* Problem requirements *
The entries below should be given again exactly, minus their pictures.

* Records for the task *

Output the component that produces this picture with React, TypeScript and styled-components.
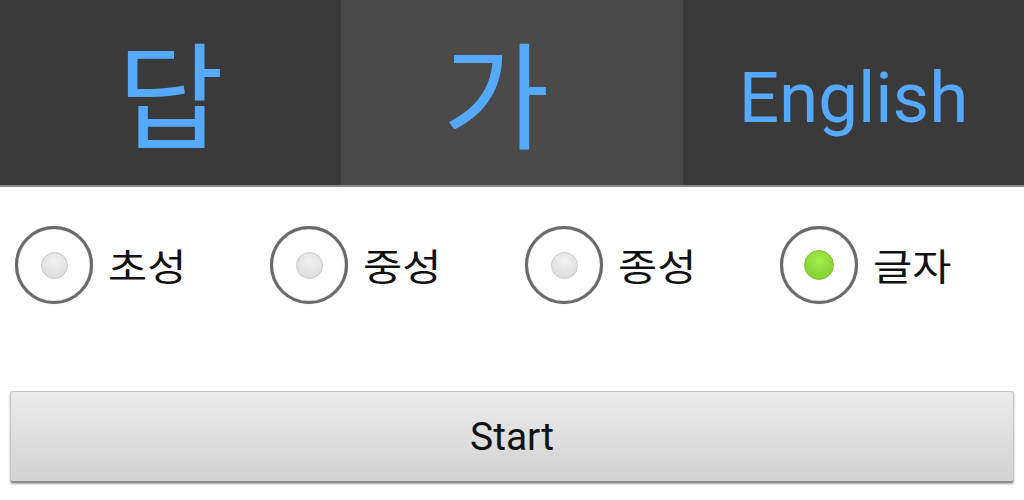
import React, { useState } from 'react';
import styled, { createGlobalStyle } from 'styled-components';

const GlobalStyle = createGlobalStyle`
    html, body {
        margin: 0;
        padding: 0;
        background: #ffffff;
    }
    body {
        font-family: Roboto, "Noto Sans CJK KR", sans-serif;
    }
`;

const Screen = styled.div`
    width: 1024px;
    height: 500px;
    overflow: hidden;
    background: #ffffff;
`;

const Header = styled.div`
    display: grid;
    grid-template-columns: 341px 342px 341px;
    height: 185px;
    border-bottom: 2px solid #8a8a8a;
`;

const Tab = styled.div<{ $active?: boolean }>`
    display: flex;
    align-items: center;
    justify-content: center;
    background: ${(p) => (p.$active ? '#4a4a4a' : '#3a3a3a')};
    color: #55aaff;
`;

const BigGlyph = styled.span<{ $shift?: number }>`
    font-family: "Noto Sans CJK KR", sans-serif;
    font-size: 116px;
    line-height: 1;
    margin-left: ${(p) => p.$shift ?? 0}px;
    margin-top: -8px;
`;

const LangLabel = styled.span`
    font-family: Roboto, sans-serif;
    font-size: 71px;
    line-height: 1;
    margin-top: 10px;
`;

const RadioRow = styled.div`
    display: grid;
    grid-template-columns: repeat(4, 255px);
    padding: 38px 0 0 15px;
    height: 80px;
`;

const RadioItem = styled.label`
    display: flex;
    align-items: center;
    gap: 15px;
    cursor: pointer;
`;

const Ring = styled.span`
    width: 78px;
    height: 78px;
    flex: none;
    box-sizing: border-box;
    border-radius: 50%;
    border: 3px solid #6a6a6a;
    box-shadow: inset 0 0 1px #999, 0 0 1px #999;
    display: flex;
    align-items: center;
    justify-content: center;
    background: #ffffff;
`;

const Dot = styled.span<{ $on?: boolean }>`
    width: ${(p) => (p.$on ? 30 : 27)}px;
    height: ${(p) => (p.$on ? 30 : 27)}px;
    border-radius: 50%;
    box-sizing: border-box;
    border: 1px solid ${(p) => (p.$on ? '#7fc030' : '#c8c8c8')};
    background: ${(p) =>
        p.$on
            ? 'radial-gradient(circle at 50% 35%, #a3f04c 0%, #8ed93a 55%, #7cc82e 100%)'
            : 'radial-gradient(circle at 50% 35%, #f2f2f2 0%, #e2e2e2 60%, #d4d4d4 100%)'};
`;

const RadioText = styled.span`
    font-family: "Noto Sans CJK KR", sans-serif;
    font-size: 37px;
    color: #111111;
    line-height: 1;
    transform: scaleX(1.15);
    transform-origin: left center;
`;

const ButtonWrap = styled.div`
    padding: 86px 10px 0 10px;
`;

const StartButton = styled.button`
    width: 100%;
    height: 92px;
    border: 1px solid #c4c4c4;
    border-bottom: 2px solid #8e8e8e;
    border-radius: 3px;
    background: linear-gradient(#ececec, #d2d2d2);
    box-shadow: 0 1px 2px rgba(0, 0, 0, 0.35);
    font-family: Roboto, sans-serif;
    font-size: 39px;
    color: #111111;
    padding: 0;
    cursor: pointer;
`;

const options = ['초성', '중성', '종성', '글자'];

export default function App() {
    const [selected, setSelected] = useState<number>(3);

    return (
        <Screen>
            <GlobalStyle />
            <Header>
                <Tab>
                    <BigGlyph>답</BigGlyph>
                </Tab>
                <Tab $active>
                    <BigGlyph $shift={-32}>가</BigGlyph>
                </Tab>
                <Tab>
                    <LangLabel>English</LangLabel>
                </Tab>
            </Header>
            <RadioRow>
                {options.map((o, i) => (
                    <RadioItem key={o} onClick={() => setSelected(i)}>
                        <Ring>
                            <Dot $on={selected === i} />
                        </Ring>
                        <RadioText>{o}</RadioText>
                    </RadioItem>
                ))}
            </RadioRow>
            <ButtonWrap>
                <StartButton>Start</StartButton>
            </ButtonWrap>
        </Screen>
    );
}
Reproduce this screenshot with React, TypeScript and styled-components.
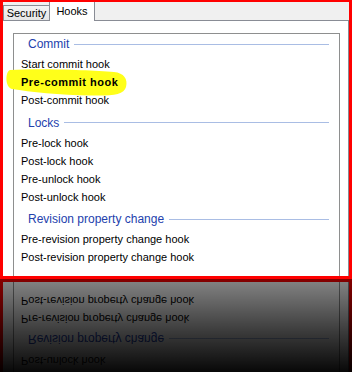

* Response for this exercise *
Output the component that produces this picture with React, TypeScript and styled-components.
import React, { useState } from 'react';
import styled, { createGlobalStyle } from 'styled-components';

const GlobalStyle = createGlobalStyle`
    html, body {
        margin: 0;
        padding: 0;
        background: #ffffff;
    }
    body {
        font-family: Roboto, "Noto Sans CJK KR", sans-serif;
    }
`;

const Screen = styled.div`
    width: 1024px;
    height: 500px;
    overflow: hidden;
    background: #ffffff;
`;

const Header = styled.div`
    display: grid;
    grid-template-columns: 341px 342px 341px;
    height: 185px;
    border-bottom: 2px solid #8a8a8a;
`;

const Tab = styled.div<{ $active?: boolean }>`
    display: flex;
    align-items: center;
    justify-content: center;
    background: ${(p) => (p.$active ? '#4a4a4a' : '#3a3a3a')};
    color: #55aaff;
`;

const BigGlyph = styled.span<{ $shift?: number }>`
    font-family: "Noto Sans CJK KR", sans-serif;
    font-size: 116px;
    line-height: 1;
    margin-left: ${(p) => p.$shift ?? 0}px;
    margin-top: -8px;
`;

const LangLabel = styled.span`
    font-family: Roboto, sans-serif;
    font-size: 71px;
    line-height: 1;
    margin-top: 10px;
`;

const RadioRow = styled.div`
    display: grid;
    grid-template-columns: repeat(4, 255px);
    padding: 38px 0 0 15px;
    height: 80px;
`;

const RadioItem = styled.label`
    display: flex;
    align-items: center;
    gap: 15px;
    cursor: pointer;
`;

const Ring = styled.span`
    width: 78px;
    height: 78px;
    flex: none;
    box-sizing: border-box;
    border-radius: 50%;
    border: 3px solid #6a6a6a;
    box-shadow: inset 0 0 1px #999, 0 0 1px #999;
    display: flex;
    align-items: center;
    justify-content: center;
    background: #ffffff;
`;

const Dot = styled.span<{ $on?: boolean }>`
    width: ${(p) => (p.$on ? 30 : 27)}px;
    height: ${(p) => (p.$on ? 30 : 27)}px;
    border-radius: 50%;
    box-sizing: border-box;
    border: 1px solid ${(p) => (p.$on ? '#7fc030' : '#c8c8c8')};
    background: ${(p) =>
        p.$on
            ? 'radial-gradient(circle at 50% 35%, #a3f04c 0%, #8ed93a 55%, #7cc82e 100%)'
            : 'radial-gradient(circle at 50% 35%, #f2f2f2 0%, #e2e2e2 60%, #d4d4d4 100%)'};
`;

const RadioText = styled.span`
    font-family: "Noto Sans CJK KR", sans-serif;
    font-size: 37px;
    color: #111111;
    line-height: 1;
    transform: scaleX(1.15);
    transform-origin: left center;
`;

const ButtonWrap = styled.div`
    padding: 86px 10px 0 10px;
`;

const StartButton = styled.button`
    width: 100%;
    height: 92px;
    border: 1px solid #c4c4c4;
    border-bottom: 2px solid #8e8e8e;
    border-radius: 3px;
    background: linear-gradient(#ececec, #d2d2d2);
    box-shadow: 0 1px 2px rgba(0, 0, 0, 0.35);
    font-family: Roboto, sans-serif;
    font-size: 39px;
    color: #111111;
    padding: 0;
    cursor: pointer;
`;

const options = ['초성', '중성', '종성', '글자'];

export default function App() {
    const [selected, setSelected] = useState<number>(3);

    return (
        <Screen>
            <GlobalStyle />
            <Header>
                <Tab>
                    <BigGlyph>답</BigGlyph>
                </Tab>
                <Tab $active>
                    <BigGlyph $shift={-32}>가</BigGlyph>
                </Tab>
                <Tab>
                    <LangLabel>English</LangLabel>
                </Tab>
            </Header>
            <RadioRow>
                {options.map((o, i) => (
                    <RadioItem key={o} onClick={() => setSelected(i)}>
                        <Ring>
                            <Dot $on={selected === i} />
                        </Ring>
                        <RadioText>{o}</RadioText>
                    </RadioItem>
                ))}
            </RadioRow>
            <ButtonWrap>
                <StartButton>Start</StartButton>
            </ButtonWrap>
        </Screen>
    );
}
Reproduce this screenshot with React, TypeScript and styled-components.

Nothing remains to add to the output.